**OBJECTIVE**. Search the material for the word "React" and report each line where it turns up.
------------------------
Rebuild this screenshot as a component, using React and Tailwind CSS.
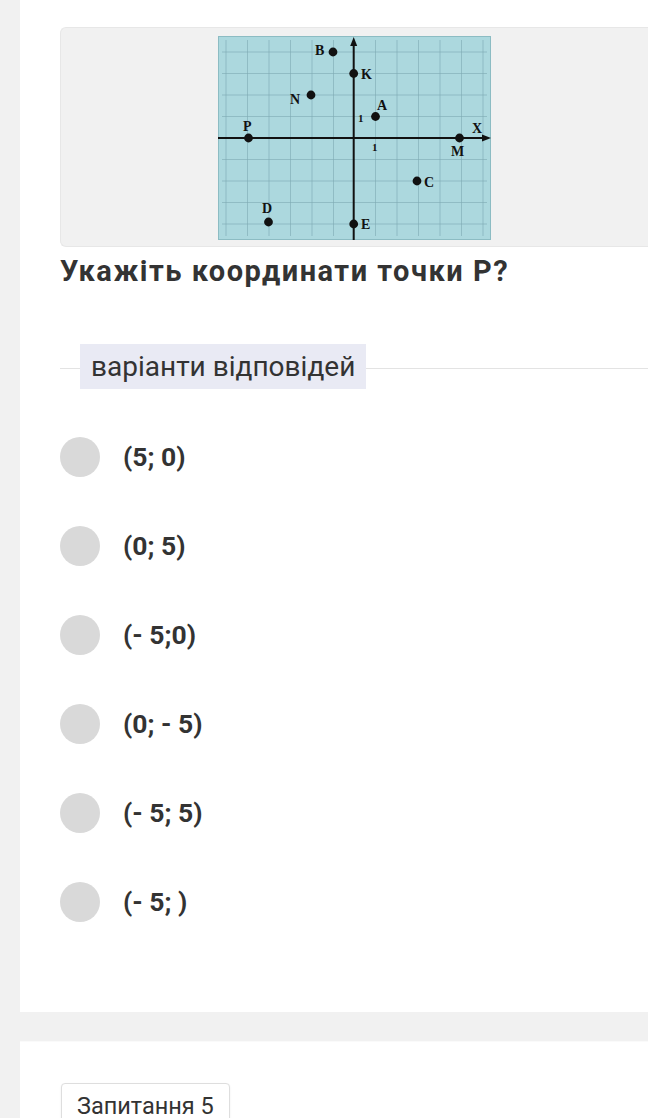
import React from 'react';

const OPTIONS = ['(5; 0)', '(0; 5)', '(- 5;0)', '(0; - 5)', '(- 5; 5)', '(- 5; )'];

// grid coordinates inside the 273x204 picture
const GRID_X = [8, 29.5, 51, 72.5, 94, 115.5, 157.5, 179, 200.5, 222, 243.5, 265];
const GRID_Y = [16, 37.5, 59, 80.5, 123.5, 145, 166.5, 188];

const POINTS = [
  { x: 115, y: 16, label: 'B', lx: 97, ly: 19 },
  { x: 135.7, y: 37.5, label: 'K', lx: 143, ly: 43 },
  { x: 93, y: 59, label: 'N', lx: 72, ly: 68 },
  { x: 157.5, y: 80.5, label: 'A', lx: 159, ly: 74 },
  { x: 30.5, y: 102, label: 'P', lx: 25, ly: 95 },
  { x: 241.5, y: 102, label: 'M', lx: 233, ly: 120 },
  { x: 199, y: 145, label: 'C', lx: 206, ly: 151 },
  { x: 50.5, y: 186, label: 'D', lx: 44, ly: 177 },
  { x: 135.7, y: 188, label: 'E', lx: 143, ly: 193 },
];

const CoordinatePlane = () => (
  <svg width="273" height="204" viewBox="0 0 273 204" className="block">
    <rect x="0.5" y="0.5" width="272" height="203" fill="#acd8de" stroke="#8cbcc3" />
    {GRID_X.map((x) => (
      <line key={`v${x}`} x1={x} y1="4" x2={x} y2="200" stroke="#7eaab1" strokeWidth="0.6" />
    ))}
    {GRID_Y.map((y) => (
      <line key={`h${y}`} x1="4" y1={y} x2="269" y2={y} stroke="#7eaab1" strokeWidth="0.6" />
    ))}
    <line x1="0" y1="102" x2="268" y2="102" stroke="#111" strokeWidth="2" />
    <polygon points="273,102 264,98.5 264,105.5" fill="#111" />
    <line x1="135.7" y1="204" x2="135.7" y2="6" stroke="#111" strokeWidth="2" />
    <polygon points="135.7,1 132.2,10 139.2,10" fill="#111" />
    {POINTS.map((p) => (
      <circle key={p.label} cx={p.x} cy={p.y} r="4.4" fill="#111" />
    ))}
    <g fontFamily="'Liberation Serif', serif" fontWeight="700" fontSize="14" fill="#111">
      {POINTS.map((p) => (
        <text key={p.label} x={p.lx} y={p.ly}>{p.label}</text>
      ))}
      <text x="254" y="97">X</text>
      <text x="140" y="86" fontSize="11">1</text>
      <text x="154" y="115" fontSize="11">1</text>
    </g>
  </svg>
);

const App = () => {
  return (
    <div className="h-[1118px] overflow-hidden bg-[#f1f1f1] pl-[20px] font-['Roboto',sans-serif]">
      <div className="h-[1012px] bg-white pl-[40px] pt-[27px]">
        <div className="h-[220px] rounded-l-[6px] border border-r-0 border-[#e7e7e7] bg-[#f1f1f1] pl-[157px] pt-[8px]">
          <CoordinatePlane />
        </div>

        <h2 className="mt-[6px] text-[29px] font-bold leading-[36px] tracking-[1.5px] text-[#333]">
          Укажіть координати точки Р?
        </h2>

        <div className="relative mt-[55px] flex h-[45px] items-center">
          <div className="absolute left-0 right-0 top-[24px] h-px bg-[#e3e3e3]" />
          <span className="relative ml-[20px] flex h-[45px] items-center bg-[#e9eaf4] px-[11px] text-[28px] text-[#333]">
            варіанти відповідей
          </span>
        </div>

        <div className="mt-[48px] flex flex-col gap-[49px]">
          {OPTIONS.map((opt) => (
            <label key={opt} className="flex h-[40px] items-center gap-[23px]">
              <span className="h-[40px] w-[40px] rounded-full bg-[#d9d9d9]" />
              <span className="text-[26.5px] font-bold text-[#333]">{opt}</span>
            </label>
          ))}
        </div>
      </div>

      <div className="mt-[29px] h-[100px] border-t border-[#fafafa] bg-white pl-[41px] pt-[41px]">
        <button
          type="button"
          className="rounded-[4px] border border-[#dedede] bg-white px-[15px] pt-[8px] pb-[10px] text-[23.5px] leading-[28px] text-[#333] shadow-[0_1px_2px_rgba(0,0,0,0.08)]"
        >
          Запитання 5
        </button>
      </div>
    </div>
  );
};

export default App;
------------------------
**REPLY TO THE EXERCISE**.
Rebuild this screenshot as a component, using React and Tailwind CSS.
import React from 'react';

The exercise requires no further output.